Alexander Buckley

I am a doctoral candidate in the Department of English at the University of Virginia, where I study the novel with a special emphasis on British fiction from the 1680s to the 1890s. I am most interested in literature as a means of social imagination—as a set of tools with which we make sense of ourselves as at the same time discrete individuals and members of a wider collective world.

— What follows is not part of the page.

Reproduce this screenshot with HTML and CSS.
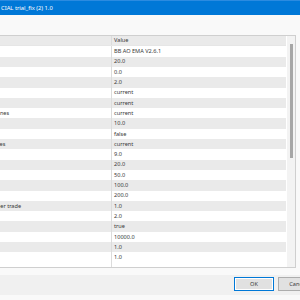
FILE: index.html
```html
<!DOCTYPE html>
<html lang="en">

<head>
    <meta charset="UTF-8">
    <title>Inputs</title>
    <link rel="stylesheet" href="styles.css">
</head>

<body>
    <div class="titlebar"><span class="titlebar__text">CIAL trial_fix (2) 1.0</span></div>
    <div class="dialog">
        <div class="listbox">
            <div class="grid">
                <div class="row row--head">
                    <span class="cell cell--name">Variable</span>
                    <span class="cell cell--value">Value</span>
                </div>
                <div class="row"><span class="cell cell--name">Expert name</span><span class="cell cell--value">BB AO EMA V2.6.1</span></div>
                <div class="row"><span class="cell cell--name">BB period</span><span class="cell cell--value">20.0</span></div>
                <div class="row"><span class="cell cell--name">BB shift</span><span class="cell cell--value">0.0</span></div>
                <div class="row"><span class="cell cell--name">BB deviation</span><span class="cell cell--value">2.0</span></div>
                <div class="row"><span class="cell cell--name">BB timeframe</span><span class="cell cell--value">current</span></div>
                <div class="row"><span class="cell cell--name">AO timeframe</span><span class="cell cell--value">current</span></div>
                <div class="row"><span class="cell cell--name">Timeframes for EMA lines</span><span class="cell cell--value">current</span></div>
                <div class="row"><span class="cell cell--name">EMA period</span><span class="cell cell--value">10.0</span></div>
                <div class="row"><span class="cell cell--name">Use filter</span><span class="cell cell--value">false</span></div>
                <div class="row"><span class="cell cell--name">Filters trend timeframes</span><span class="cell cell--value">current</span></div>
                <div class="row"><span class="cell cell--name">Fast MA</span><span class="cell cell--value">9.0</span></div>
                <div class="row"><span class="cell cell--name">Medium MA</span><span class="cell cell--value">20.0</span></div>
                <div class="row"><span class="cell cell--name">Slow MA</span><span class="cell cell--value">50.0</span></div>
                <div class="row"><span class="cell cell--name">Take profit</span><span class="cell cell--value">100.0</span></div>
                <div class="row"><span class="cell cell--name">Stop loss</span><span class="cell cell--value">200.0</span></div>
                <div class="row"><span class="cell cell--name">Max risk percentage per trade</span><span class="cell cell--value">1.0</span></div>
                <div class="row"><span class="cell cell--name">Max spread</span><span class="cell cell--value">2.0</span></div>
                <div class="row"><span class="cell cell--name">Use MM</span><span class="cell cell--value">true</span></div>
                <div class="row"><span class="cell cell--name">Max balance</span><span class="cell cell--value">10000.0</span></div>
                <div class="row"><span class="cell cell--name">Lots</span><span class="cell cell--value">1.0</span></div>
                <div class="row"><span class="cell cell--name">Min lots</span><span class="cell cell--value">1.0</span></div>
                <div class="row row--rest"><span class="cell cell--name"></span><span class="cell cell--value"></span></div>
            </div>
            <div class="scrollbar">
                <span class="scrollbar__thumb"></span>
            </div>
        </div>
        <div class="footer">
            <button class="btn btn--default" type="button">OK</button>
            <button class="btn" type="button">Cancel</button>
        </div>
    </div>
</body>

</html>
```

FILE: styles.css
```css
* {
    box-sizing: border-box;
    margin: 0;
    padding: 0;
}

:root {
    --blue: #0078d7;
    --line: #dcdcdc;
    --stripe: #eaeaea;
    --fg: #383838;
    --row-h: 10.3px;
}

body {
    background: #f9f9f9;
    color: var(--fg);
    font: 5.6px/1.2 "Noto Sans", "Open Sans", sans-serif;
    overflow: hidden;
    width: 300px;
    height: 300px;
}

.titlebar {
    background: var(--blue);
    border-top: 1px solid #2b8be0;
    color: #fff;
    display: flex;
    align-items: center;
    height: 15px;
    padding-left: 1px;
}

.titlebar__text {
    font-size: 5.8px;
    white-space: nowrap;
}

/* dialog is wider than the frame; its left part is off-screen */
.dialog {
    margin-left: -60px;
    width: 364px;
    padding-top: 20px;
}

.listbox {
    background: #fff;
    border: 1px solid #cfcfcf;
    border-left: 0;
    display: flex;
    width: 356px;
    height: 233px;
}

.grid {
    display: flex;
    flex-direction: column;
    flex: 1;
    overflow: hidden;
}

.row {
    display: flex;
    flex-shrink: 0;
    height: var(--row-h);
    align-items: center;
}

.row:nth-child(odd) {
    background: var(--stripe);
}

.row--head,
.row--head + .row {
    background: #fff;
}

.row--head {
    height: 10.4px;
    border-bottom: 1px solid #e6e6e6;
}

.row--rest {
    background: #fff !important;
    flex: 1;
}

.cell {
    align-self: stretch;
    display: flex;
    align-items: center;
    white-space: nowrap;
}

.cell--name {
    width: 172px;
    padding-left: 2px;
    border-right: 1px solid var(--line);
}

.cell--value {
    padding-left: 2px;
}

.scrollbar {
    background: #f3f3f3;
    border-left: 1px solid #fff;
    width: 9px;
    padding: 8px 3px 0;
}

.scrollbar__thumb {
    background: #a6a6a6;
    display: block;
    width: 3px;
    height: 114px;
}

.footer {
    background: #f0f0f0;
    display: flex;
    gap: 4px;
    margin-top: 7px;
    padding: 2px 0 4px 294px;
}

.btn {
    background: #e1e1e1;
    border: 1px solid #adadad;
    color: var(--fg);
    font: inherit;
    width: 40px;
    height: 14px;
    flex-shrink: 0;
}

.btn--default {
    border-color: var(--blue);
    box-shadow: inset 0 0 0 1px #fff;
}
```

My dissertation theorizes one formal dynamic with which novels facilitate this sense-making. I call it the interpersonal field: a web of complex relations that forms between narrative personalities when these personalities purport to transcend the narrative discourse instantiating them them. These personalities include substantive characters, who claim an essential personhood irreducible to text; local narrators, who affect a narrowly circumscribed power with regards to the narrative world; and we readers, who stand outside the narrative and peer in at the other personalities swimming inside it. The resulting narrative experience, I argue, is one of fluid engagement between character, narrator, and reader, its ultimate truth a provisional negotiation.
I also take pride in being a teacher. At the University of Virginia, I have designed and taught standalone courses in composition and Victorian literature. I have also served as a teaching assistant for our department’s survey courses, covering more than one thousand years of English and North American literary history, and encompassing virtually every major genre: from poetry to drama, prose fiction, autobiography, and more.